Well - THAT's all taught me something.  I actually assumed that they'd see that error that would slap your average power engineer between the eyes.  But they DON'T.  So.  Guys, with or without respect - I think we can now confidently say that TK and his band of vigilantes DO NOT KNOW how to do elementary power analysis.  And you can discount any efforts that they expend in this direction.

Regards,
Rosemary

CORRECT IT THEN, you blowhard.  What is the channel setting? 500 mV per division. What is the offset above the center graticle marker? 20 mV. What, then, is the voltage indicated during the "on" part of the cycle? It is near 80 mV, isn't it?

ISN'T IT?

And what is the value of the "shunt"? It is 0.25 Ohms , ISN'T IT?

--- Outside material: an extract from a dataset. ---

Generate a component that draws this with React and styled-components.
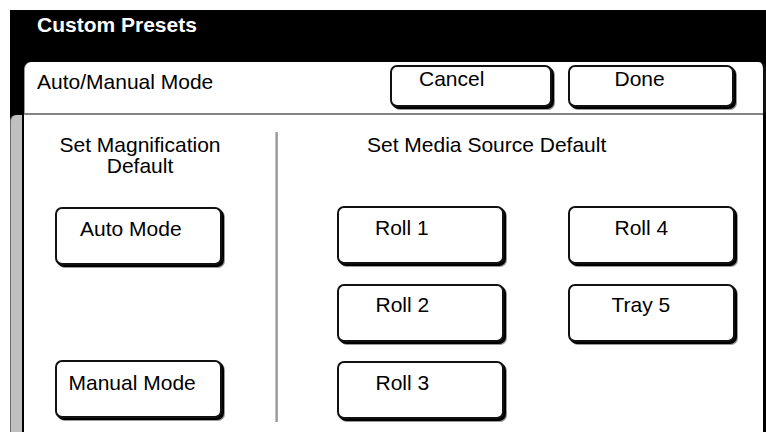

And what is the result of dividing 0.08 volts by 0.25 ohms? Ainslie, what does your calculator say?

IS THIS CURRENT FLOWING, OR NOT? 

Do you object to the "20 watts" figure I cited, thinking yourself that your load is only dissipating less than one Watt, by I^2R? Well, good for you. But don't you remember that YOU YOURSELF have often simply multiplied a voltage value by a current value in just the same manner? Do you think that the duty cycle time enters into the calculations somehow? Of course it does... unless YOU are doing the calculations. Go ahead, Ainslie.... show me how to do the math and how to correct what you think are my errors.

The gate drive signal you are providing is turning Q1 partially on. When it is fully on its minimum Rdss is 2.0 Ohms. When it is operated in the linear response region by less than a full gate charge, its internal drain-t0-source resistance is considerably higher... hence the circuit is only passing 320 mW. Since you have a 60 "something" volt supply, the total DC circuit resistance during this partially on linear mode is R=V/I or 60/0.32 or == about 190 Ohms, most of which is in the mosfet.  0.32 x 0.32 x 190 is.... just about 20 Watts. Your circuit is dissipating 20 Watts, most of it in the mosfet, and ALL of it provided by the battery.